▶ Information shown:
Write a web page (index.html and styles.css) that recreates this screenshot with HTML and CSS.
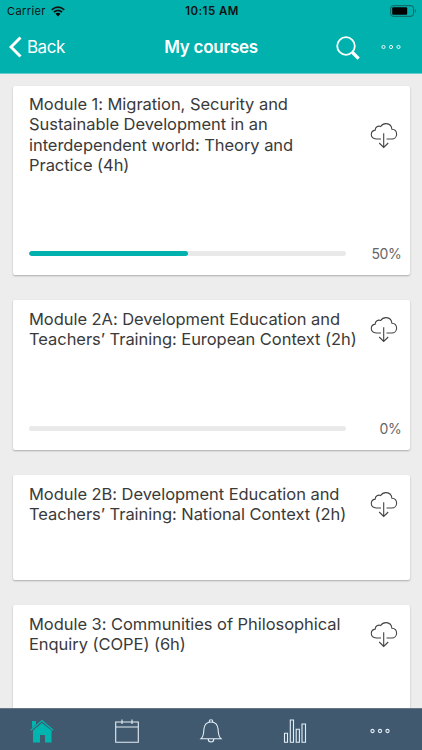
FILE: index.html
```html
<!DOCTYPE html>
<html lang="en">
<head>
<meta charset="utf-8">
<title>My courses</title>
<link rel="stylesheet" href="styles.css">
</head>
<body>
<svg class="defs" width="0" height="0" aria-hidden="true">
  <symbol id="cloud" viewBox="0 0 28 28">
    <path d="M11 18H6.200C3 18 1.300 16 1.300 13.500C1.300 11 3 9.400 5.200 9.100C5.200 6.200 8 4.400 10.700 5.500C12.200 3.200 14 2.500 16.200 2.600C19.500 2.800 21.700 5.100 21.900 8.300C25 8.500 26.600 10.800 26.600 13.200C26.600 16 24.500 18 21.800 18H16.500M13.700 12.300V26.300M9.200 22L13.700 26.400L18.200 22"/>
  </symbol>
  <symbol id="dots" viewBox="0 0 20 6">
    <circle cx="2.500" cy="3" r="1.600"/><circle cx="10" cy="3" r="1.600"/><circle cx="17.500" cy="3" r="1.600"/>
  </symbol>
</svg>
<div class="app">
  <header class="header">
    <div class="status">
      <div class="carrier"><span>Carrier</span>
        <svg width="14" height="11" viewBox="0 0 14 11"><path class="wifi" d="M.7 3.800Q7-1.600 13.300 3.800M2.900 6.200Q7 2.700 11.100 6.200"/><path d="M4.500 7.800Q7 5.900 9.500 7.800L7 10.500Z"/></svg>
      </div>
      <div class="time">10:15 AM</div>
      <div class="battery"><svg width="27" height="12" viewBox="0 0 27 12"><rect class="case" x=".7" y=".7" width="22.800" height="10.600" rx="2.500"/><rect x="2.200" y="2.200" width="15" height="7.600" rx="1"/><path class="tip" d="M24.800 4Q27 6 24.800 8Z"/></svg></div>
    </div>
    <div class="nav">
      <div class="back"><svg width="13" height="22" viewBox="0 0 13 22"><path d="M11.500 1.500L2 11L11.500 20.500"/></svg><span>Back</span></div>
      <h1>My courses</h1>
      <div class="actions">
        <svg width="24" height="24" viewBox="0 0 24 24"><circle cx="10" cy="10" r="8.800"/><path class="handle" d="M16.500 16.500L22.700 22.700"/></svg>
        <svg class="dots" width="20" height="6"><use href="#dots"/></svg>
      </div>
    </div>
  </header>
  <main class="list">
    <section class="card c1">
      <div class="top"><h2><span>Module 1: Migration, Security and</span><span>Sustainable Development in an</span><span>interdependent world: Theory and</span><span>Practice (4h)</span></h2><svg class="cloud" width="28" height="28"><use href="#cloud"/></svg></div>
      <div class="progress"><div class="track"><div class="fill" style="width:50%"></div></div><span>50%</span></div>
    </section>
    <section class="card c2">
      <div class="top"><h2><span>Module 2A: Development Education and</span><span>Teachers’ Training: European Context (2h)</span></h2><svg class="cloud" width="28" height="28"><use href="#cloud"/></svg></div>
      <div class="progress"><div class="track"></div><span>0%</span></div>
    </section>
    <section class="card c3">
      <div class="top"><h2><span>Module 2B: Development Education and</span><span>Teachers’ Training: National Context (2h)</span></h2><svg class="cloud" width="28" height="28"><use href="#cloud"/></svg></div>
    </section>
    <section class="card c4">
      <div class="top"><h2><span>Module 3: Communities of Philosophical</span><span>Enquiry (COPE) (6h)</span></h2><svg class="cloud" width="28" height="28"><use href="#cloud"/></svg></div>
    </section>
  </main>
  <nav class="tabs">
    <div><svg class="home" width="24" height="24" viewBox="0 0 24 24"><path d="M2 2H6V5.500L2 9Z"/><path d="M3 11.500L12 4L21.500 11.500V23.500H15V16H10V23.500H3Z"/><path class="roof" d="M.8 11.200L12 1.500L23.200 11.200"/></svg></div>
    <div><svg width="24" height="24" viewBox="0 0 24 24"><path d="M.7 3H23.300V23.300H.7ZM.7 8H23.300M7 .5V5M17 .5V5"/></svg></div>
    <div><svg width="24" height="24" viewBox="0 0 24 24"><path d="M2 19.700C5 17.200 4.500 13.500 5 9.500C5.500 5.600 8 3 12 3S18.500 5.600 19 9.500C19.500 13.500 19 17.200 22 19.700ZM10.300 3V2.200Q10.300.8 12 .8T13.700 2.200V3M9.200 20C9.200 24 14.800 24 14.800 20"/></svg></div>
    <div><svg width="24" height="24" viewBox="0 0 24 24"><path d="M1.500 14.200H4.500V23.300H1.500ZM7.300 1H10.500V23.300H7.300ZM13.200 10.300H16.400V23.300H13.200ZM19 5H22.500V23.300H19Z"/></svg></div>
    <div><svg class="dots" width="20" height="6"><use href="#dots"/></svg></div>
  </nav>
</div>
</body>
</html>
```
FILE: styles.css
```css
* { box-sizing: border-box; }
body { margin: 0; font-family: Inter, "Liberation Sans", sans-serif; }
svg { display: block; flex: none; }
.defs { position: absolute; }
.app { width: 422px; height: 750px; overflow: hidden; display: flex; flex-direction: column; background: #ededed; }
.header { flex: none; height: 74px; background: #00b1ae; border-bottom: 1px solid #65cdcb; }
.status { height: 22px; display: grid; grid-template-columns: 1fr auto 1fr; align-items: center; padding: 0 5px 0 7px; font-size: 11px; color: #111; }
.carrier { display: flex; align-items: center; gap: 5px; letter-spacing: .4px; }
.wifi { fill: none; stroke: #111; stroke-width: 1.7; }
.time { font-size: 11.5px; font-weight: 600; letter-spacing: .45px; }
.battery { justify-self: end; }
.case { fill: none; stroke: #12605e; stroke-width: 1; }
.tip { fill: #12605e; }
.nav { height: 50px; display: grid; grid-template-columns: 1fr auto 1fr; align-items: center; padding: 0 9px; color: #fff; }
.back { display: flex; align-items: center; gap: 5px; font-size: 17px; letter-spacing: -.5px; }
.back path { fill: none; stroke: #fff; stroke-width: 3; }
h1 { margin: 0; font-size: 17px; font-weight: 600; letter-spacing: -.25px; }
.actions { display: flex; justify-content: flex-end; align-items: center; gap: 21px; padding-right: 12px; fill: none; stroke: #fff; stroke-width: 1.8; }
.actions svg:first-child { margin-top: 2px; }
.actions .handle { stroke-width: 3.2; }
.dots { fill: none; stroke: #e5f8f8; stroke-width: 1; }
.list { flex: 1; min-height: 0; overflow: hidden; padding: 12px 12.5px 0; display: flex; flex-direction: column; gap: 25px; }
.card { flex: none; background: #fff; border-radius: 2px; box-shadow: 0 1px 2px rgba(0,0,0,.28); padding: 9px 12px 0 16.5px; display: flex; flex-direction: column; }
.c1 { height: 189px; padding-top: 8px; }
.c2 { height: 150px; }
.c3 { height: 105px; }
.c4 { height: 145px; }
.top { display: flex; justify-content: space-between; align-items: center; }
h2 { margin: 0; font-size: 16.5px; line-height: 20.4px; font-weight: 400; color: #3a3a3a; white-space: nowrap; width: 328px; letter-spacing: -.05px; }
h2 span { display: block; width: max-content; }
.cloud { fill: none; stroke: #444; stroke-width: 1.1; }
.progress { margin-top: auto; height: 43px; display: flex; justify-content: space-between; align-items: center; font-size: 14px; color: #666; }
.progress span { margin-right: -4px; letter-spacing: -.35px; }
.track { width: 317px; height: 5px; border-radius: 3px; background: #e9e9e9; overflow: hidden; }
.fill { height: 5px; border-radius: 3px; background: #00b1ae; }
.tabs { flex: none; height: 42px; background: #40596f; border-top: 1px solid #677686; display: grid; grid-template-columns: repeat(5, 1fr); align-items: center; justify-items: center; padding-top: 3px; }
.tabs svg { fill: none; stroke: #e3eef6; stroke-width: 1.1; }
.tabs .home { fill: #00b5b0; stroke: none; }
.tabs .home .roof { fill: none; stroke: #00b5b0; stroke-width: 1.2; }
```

▶ Given problem: Report how many lines of the listing hold the word "styles", with nothing but the number.

▶ Written response: 3